Sunday, March 11, 2012

Obama told Houston GLBT Political Caucus ‘yes’ on contractor nondiscrimination requirement

This post originally appeared on on March 10, 2012.
Obama campaigns in Houston in February 2008

Metro Weekly reports that in 2008, then-Sen. Barack Obama told the Houston GLBT Political Caucus that as president he would support requiring companies doing business with the government to implement non-discrimination policies that would protect LGBT people.
Obama, as a candidate seeking the Democratic nomination to run for president in 2008, was asked by the Houston GLBT Political Caucus if he would support a "formal written policy of non-discrimination that includes sexual orientation and gender identity or expression ... for all Federal contractors."

Obama's response – according to the survey, a copy of which was provided exclusively to Metro Weekly on condition of anonymity – was one word: "Yes."
Jenifer Rene Pool, who served as the Caucus president in 2008, confirms that Obama did answer the questionnaire as reported, adding that during the Caucus' interview she directly asked the candidate if as president he would issue an executive order instituting such a policy. "I was the primary interviewer and I reiterated the question and heard him say that he supported and would make that order," said Pool.

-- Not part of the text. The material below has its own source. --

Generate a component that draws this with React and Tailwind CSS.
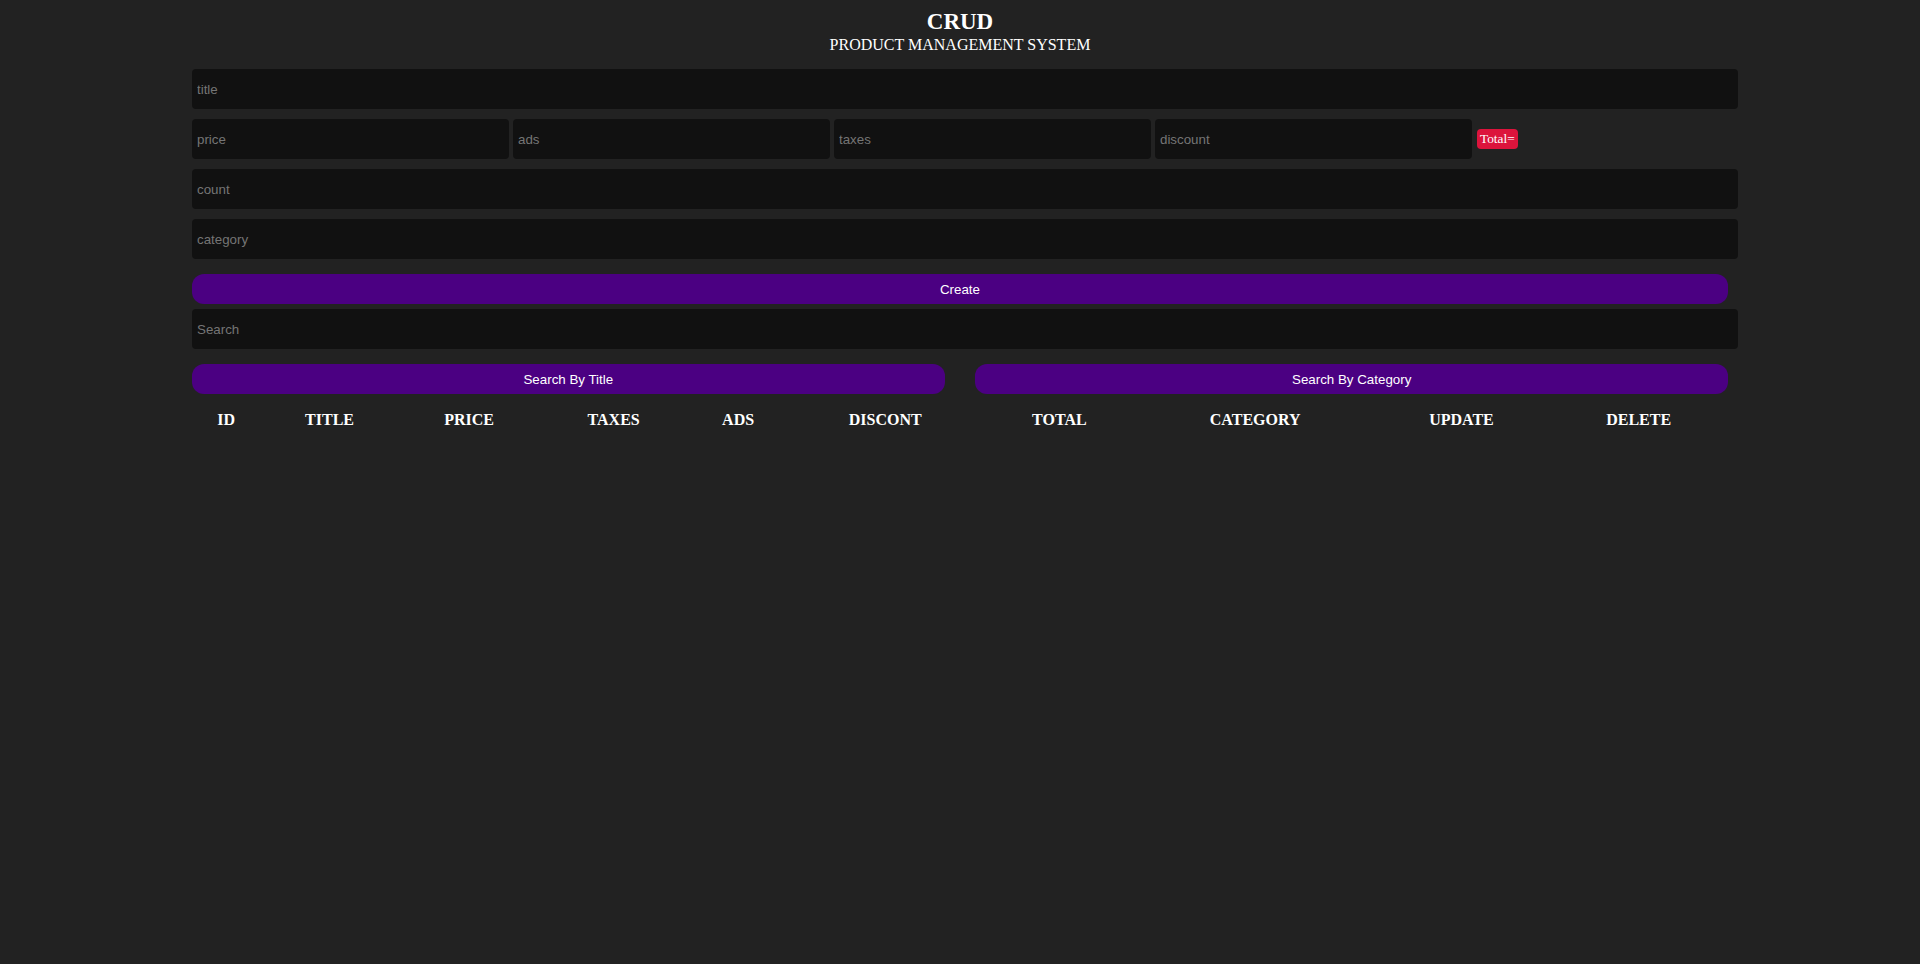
import React from 'react';

const inputCls =
  "h-[40px] rounded-[4px] bg-[#111111] px-[5px] text-[13.33px] text-white outline-none border-none placeholder:text-[#757575] font-['Liberation_Sans',Arial,sans-serif]";

const btnCls =
  "h-[30px] pt-[2px] rounded-[12px] bg-[#4b0082] text-white text-[13.33px] font-['Liberation_Sans',Arial,sans-serif]";

const columns = ['ID', 'TITLE', 'PRICE', 'TAXES', 'ADS', 'DISCONT', 'TOTAL', 'CATEGORY', 'UPDATE', 'DELETE'];

const App = () => {
  return (
    <div className="min-h-screen bg-[#222222] text-white font-['Liberation_Serif','Times_New_Roman',serif]">
      <div className="w-[1536px] mx-auto flex flex-col">
        <div className="pt-[8px] text-center">
          <h2 className="text-[23px] leading-[27px] font-bold">CRUD</h2>
          <p className="text-[16px] leading-[19px]">PRODUCT MANAGEMENT SYSTEM</p>
        </div>

        <input className={`${inputCls} w-[1546px] mt-[15px]`} placeholder="title" />

        <div className="flex items-center gap-[4px] mt-[10px]">
          <input className={`${inputCls} w-[317px]`} placeholder="price" />
          <input className={`${inputCls} w-[317px]`} placeholder="ads" />
          <input className={`${inputCls} w-[317px]`} placeholder="taxes" />
          <input className={`${inputCls} w-[317px]`} placeholder="discount" />
          <small className="ml-[1px] h-[20px] px-[3px] rounded-[4px] bg-[#dc143c] text-[13.33px] leading-[20px] text-white">
            Total=
          </small>
        </div>

        <input className={`${inputCls} w-[1546px] mt-[10px]`} placeholder="count" />
        <input className={`${inputCls} w-[1546px] mt-[10px]`} placeholder="category" />

        <button className={`${btnCls} w-full mt-[15px]`}>Create</button>

        <input className={`${inputCls} w-[1546px] mt-[5px]`} placeholder="Search" />

        <div className="flex justify-between mt-[15px]">
          <button className={`${btnCls} w-[49%]`}>Search By Title</button>
          <button className={`${btnCls} w-[49%]`}>Search By Category</button>
        </div>

        <div className="grid grid-cols-[68fr_138fr_140fr_148fr_100fr_193fr_154fr_236fr_175fr_178fr] mt-[17px]">
          {columns.map(col => (
            <div key={col} className="text-center text-[16px] leading-[18px] font-bold">
              {col}
            </div>
          ))}
        </div>
      </div>
    </div>
  );
};

export default App;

Pool adds that she feels that as president Obama has done a lot to improve the lives of LGBT Americans. "Having looked at what he has done for GLBT equality in other areas I will not complain too hard that he hasn't done that yet," said Pool. "However I think it's important that we continue to communicate the need for this policy."

GetEqual, a national grassroots organization with a mission " to empower the... (LGBTQ) community and our allies to take bold action to demand full legal and social equality" has started a petition encouraging President Obama to issue that promised order. "When Obama was running and when he was elected he told us 'I need you to hold my feet to the fire,'" says GetEqual state coordinator Michael Diviesti. "This petition is one of the ways in which we empower him to do the things he promised."